Scientists at the University of Cambridge (Cambridge, UK) have reconstructed the early conditions of the Earth’s oceans to find that spontaneous chemical reactions could have generated the first biological molecules, before the evolution of organisms or the existence of enzymes.1 The study published in the journal Molecular Systems Biology presents data collected from liquid chromatography–triple quadrupole mass spectrometry (LC–QTOF‑MS) suggesting that reactions central to our core metabolism could have spontaneously occurred.
Life in its primitive form is widely thought to have begun around 4 billion years ago on Earth. At this time, the oceans are believed to have been iron-rich. As to how it began, there are a number of theories. One of the most prominent and well-known is that of Miller and Urey in 1953 who demonstrated that amino acids could be created by applying an electrical charge to a “primordial soup” of hydrogen, methane, water, and ammonia. The hypothesis that the amino acids spontaneously formed could be lthe basis of enzymatic proteins required for metabolism.
Core metabolic processes are essential to life, and are responsible for the production of energy, lipids, proteins, and more. The reactions involved within the metabolism network are largely conserved across all organisms, suggesting a single origin from which the network has evolved. Core metabolism has been thought to have come after the formation of proteins as enzymes are key to many metabolic reactions.

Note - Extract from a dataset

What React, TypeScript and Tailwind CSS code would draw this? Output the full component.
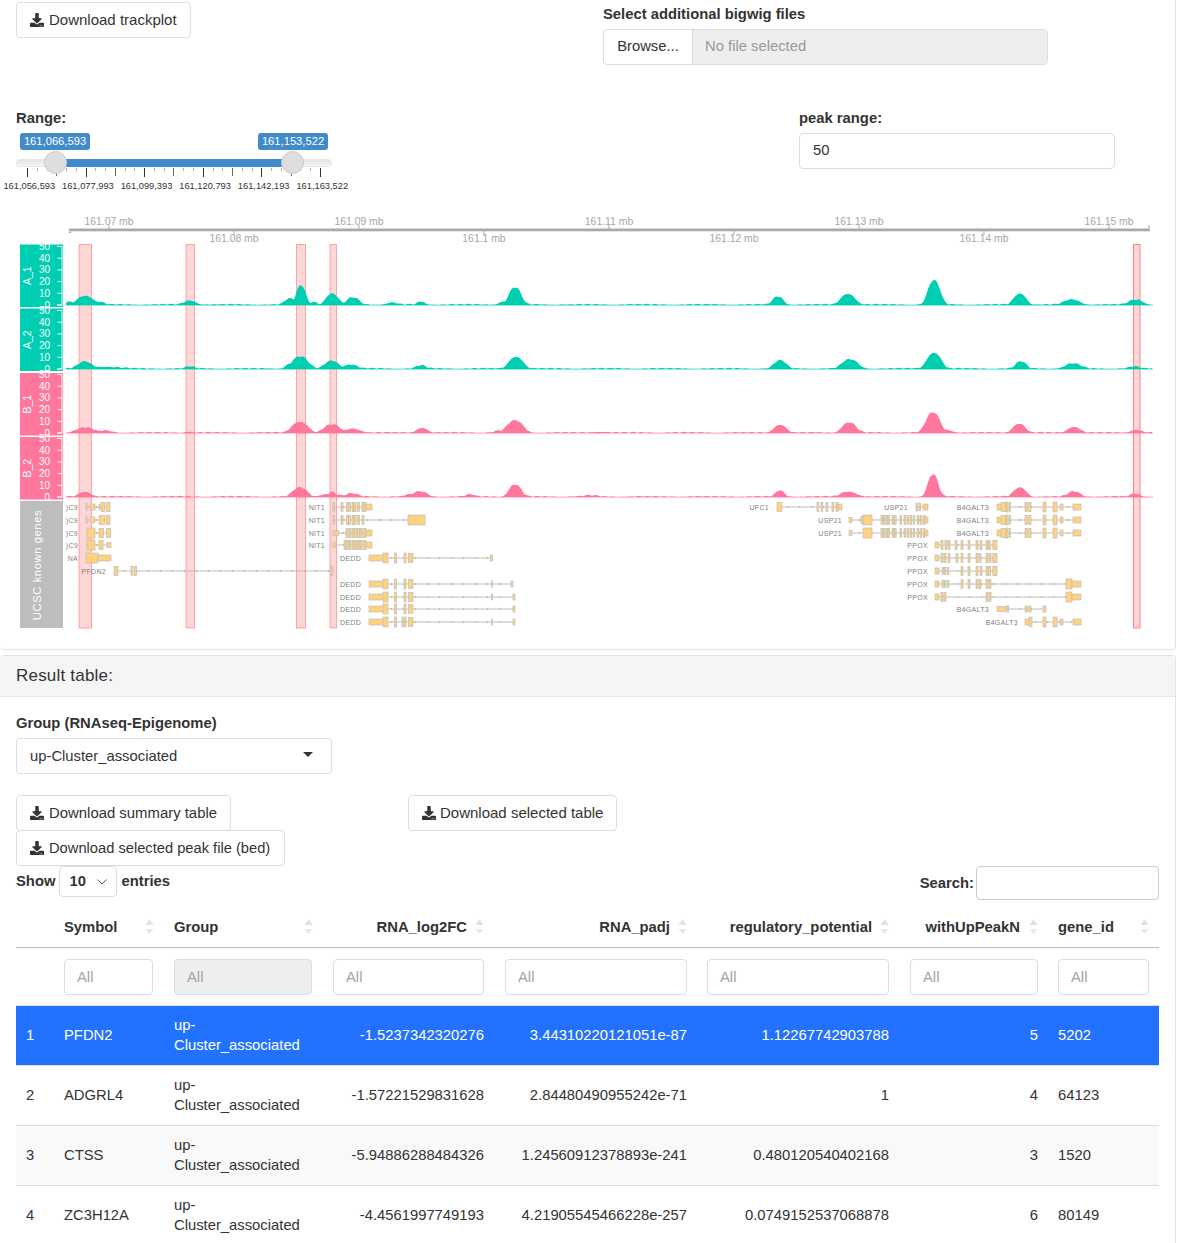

The team reconstructed conditions of the Archean Ocean (4 billion years ago) based on the sediment composition proposed by the literature. Metabolites key to central metabolism (including glucose-6-phosphate [G6P], fructose-6-phosphate [F6P], and fructose 1,6-bisphosphate [F16BP]) were incubated at 50–90 ºC in water, the temperature of water around the hydrothermal vents of oceanic volcanoes. The resulting compounds were analyzed using LC–QTOF‑MS. The team was able to observe almost 29 spontaneous reactions, including the formation and interconversion of glucose, pyruvate, the amino acid precursor erythrose-4-phophate, and the nucleic acid precursor ribose-5-phosphate. By using single reaction monitoring mode for the analysis, the team were able to determine absolute quantities for 15 intermediates.
Markus Ralser of the University of Cambridge and the National Institute for Medical Research said: “Our results show that reaction sequences that resemble two essential reaction cascades of metabolism, glycolysis and the pentose-phosphate pathways, could have occurred spontaneously in the earth’s ancient oceans.” He added: “In our reconstructed version of the ancient Archean ocean, these metabolic reactions were particularly sensitive to the presence of ferrous iron, which was abundant in the early oceans, and accelerated many of the chemical reactions that we observe. We were surprised by how specific these reactions were.”
The paper demonstrates the possibility that the iron-rich oceans could have been sufficient to catalyze the beginning of core metabolism, without the presence of enzymes. It also suggests that RNA molecules could have been formed from a basic mix of sugar metabolites. However, the origin of the sugar metabolites is still in question and the chance that a small solution of metabolites in an ocean could trigger the beginnings of life is questionable. &mdash B.D.
1. M.A. Keller, A.V. Turchyn, and M. Ralser, Molecular Systems Biology DOI 10.1002/msb.20145228 (2014).